[START DATA FOR PROCESSING]

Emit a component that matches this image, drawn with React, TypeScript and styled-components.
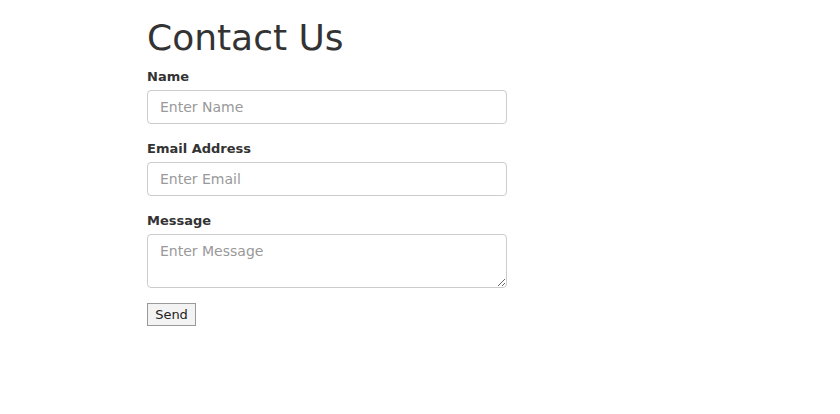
import React from "react";
import styled, { createGlobalStyle } from "styled-components";

const Global = createGlobalStyle`
  html, body { margin: 0; padding: 0; background: #fff; }
  body { font-family: "DejaVu Sans", Verdana, sans-serif; color: #333; }
  * { box-sizing: border-box; }
`;

const Page = styled.div`
  padding: 14px 0 0 147px;
`;

const Form = styled.form`
  width: 360px;
  display: flex;
  flex-direction: column;
`;

const Title = styled.h1`
  margin: 0 0 6px;
  font-size: 36px;
  font-weight: 400;
  line-height: 48px;
  color: #333;
`;

const Field = styled.div<{ $last?: boolean }>`
  display: flex;
  flex-direction: column;
  margin-bottom: ${(p) => (p.$last ? "15px" : "16px")};
`;

const Label = styled.label`
  font-size: 13px;
  font-weight: 700;
  color: #333;
  line-height: 18px;
  margin-bottom: 4px;
`;

const Input = styled.input`
  width: 360px;
  height: 34px;
  padding: 6px 12px;
  border: 1px solid #ccc;
  border-radius: 4px;
  font-family: inherit;
  font-size: 14px;
  color: #555;
  &::placeholder { color: #999; }
`;

const TextArea = styled.textarea`
  width: 360px;
  height: 54px;
  padding: 8px 12px 6px;
  border: 1px solid #ccc;
  border-radius: 4px;
  font-family: inherit;
  font-size: 14px;
  color: #555;
  resize: both;
  &::placeholder { color: #999; }
`;

const Button = styled.button`
  align-self: flex-start;
  width: 49px;
  height: 23px;
  padding: 0;
  border: 1px solid #999;
  background: #f3f3f3;
  font-family: inherit;
  font-size: 13px;
  color: #222;
`;

export default function App() {
  return (
    <>
      <Global />
      <Page>
        <Form onSubmit={(e) => e.preventDefault()}>
          <Title>Contact Us</Title>
          <Field>
            <Label>Name</Label>
            <Input placeholder="Enter Name" />
          </Field>
          <Field>
            <Label>Email Address</Label>
            <Input placeholder="Enter Email" />
          </Field>
          <Field $last>
            <Label>Message</Label>
            <TextArea placeholder="Enter Message" />
          </Field>
          <Button type="submit">Send</Button>
        </Form>
      </Page>
    </>
  );
}
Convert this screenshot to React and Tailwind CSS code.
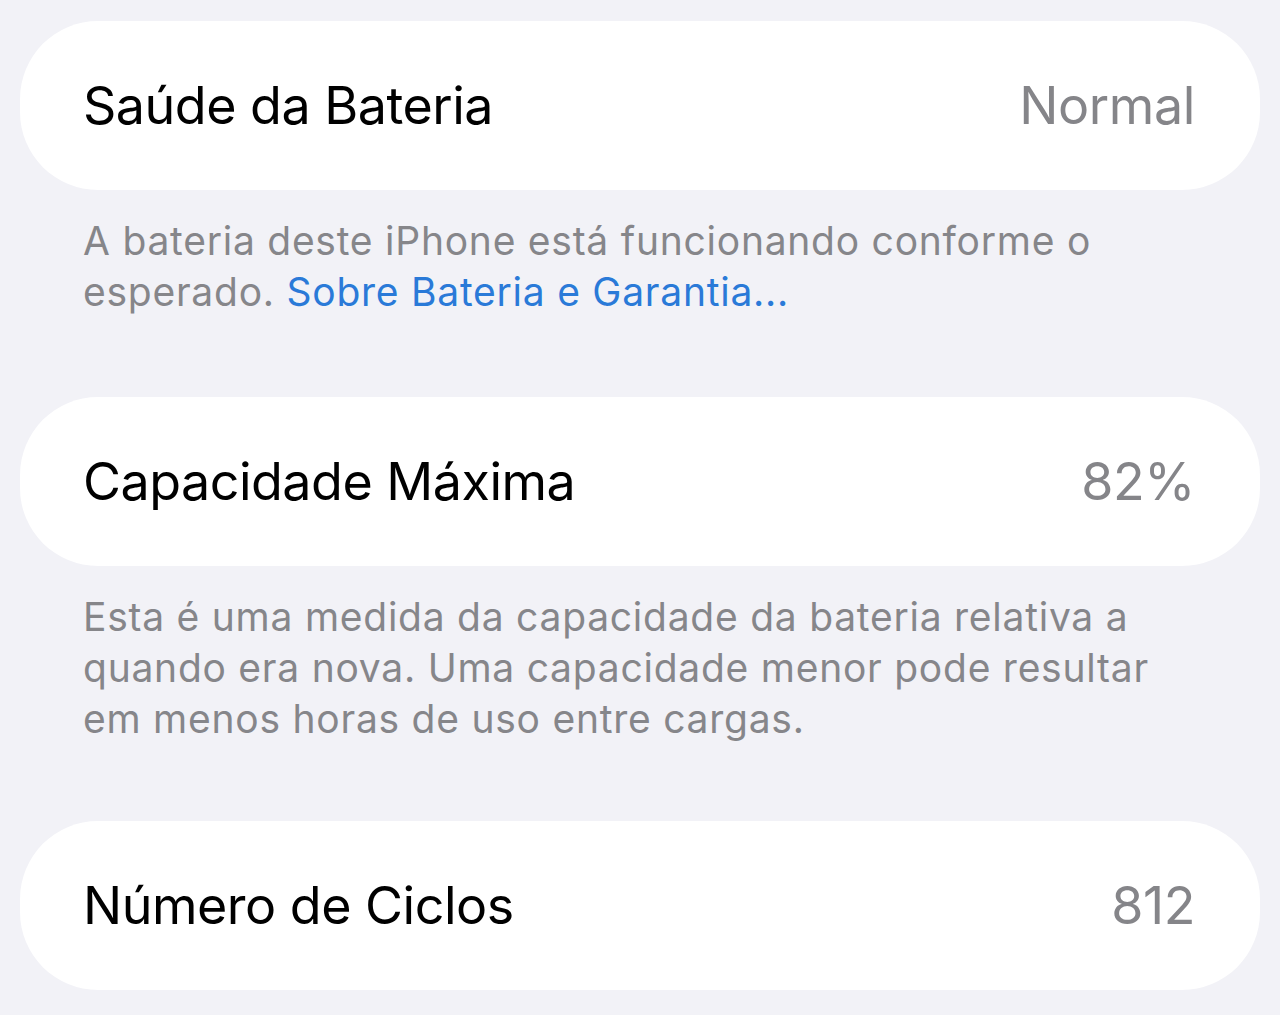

[END DATA FOR PROCESSING]

- _WHAT THE TASK ASKS_
Print every record above exactly as written, leaving out the pictures.

- _SOLVED PROBLEM_
Emit a component that matches this image, drawn with React, TypeScript and styled-components.
import React from "react";
import styled, { createGlobalStyle } from "styled-components";

const Global = createGlobalStyle`
  html, body { margin: 0; padding: 0; background: #fff; }
  body { font-family: "DejaVu Sans", Verdana, sans-serif; color: #333; }
  * { box-sizing: border-box; }
`;

const Page = styled.div`
  padding: 14px 0 0 147px;
`;

const Form = styled.form`
  width: 360px;
  display: flex;
  flex-direction: column;
`;

const Title = styled.h1`
  margin: 0 0 6px;
  font-size: 36px;
  font-weight: 400;
  line-height: 48px;
  color: #333;
`;

const Field = styled.div<{ $last?: boolean }>`
  display: flex;
  flex-direction: column;
  margin-bottom: ${(p) => (p.$last ? "15px" : "16px")};
`;

const Label = styled.label`
  font-size: 13px;
  font-weight: 700;
  color: #333;
  line-height: 18px;
  margin-bottom: 4px;
`;

const Input = styled.input`
  width: 360px;
  height: 34px;
  padding: 6px 12px;
  border: 1px solid #ccc;
  border-radius: 4px;
  font-family: inherit;
  font-size: 14px;
  color: #555;
  &::placeholder { color: #999; }
`;

const TextArea = styled.textarea`
  width: 360px;
  height: 54px;
  padding: 8px 12px 6px;
  border: 1px solid #ccc;
  border-radius: 4px;
  font-family: inherit;
  font-size: 14px;
  color: #555;
  resize: both;
  &::placeholder { color: #999; }
`;

const Button = styled.button`
  align-self: flex-start;
  width: 49px;
  height: 23px;
  padding: 0;
  border: 1px solid #999;
  background: #f3f3f3;
  font-family: inherit;
  font-size: 13px;
  color: #222;
`;

export default function App() {
  return (
    <>
      <Global />
      <Page>
        <Form onSubmit={(e) => e.preventDefault()}>
          <Title>Contact Us</Title>
          <Field>
            <Label>Name</Label>
            <Input placeholder="Enter Name" />
          </Field>
          <Field>
            <Label>Email Address</Label>
            <Input placeholder="Enter Email" />
          </Field>
          <Field $last>
            <Label>Message</Label>
            <TextArea placeholder="Enter Message" />
          </Field>
          <Button type="submit">Send</Button>
        </Form>
      </Page>
    </>
  );
}
Convert this screenshot to React and Tailwind CSS code.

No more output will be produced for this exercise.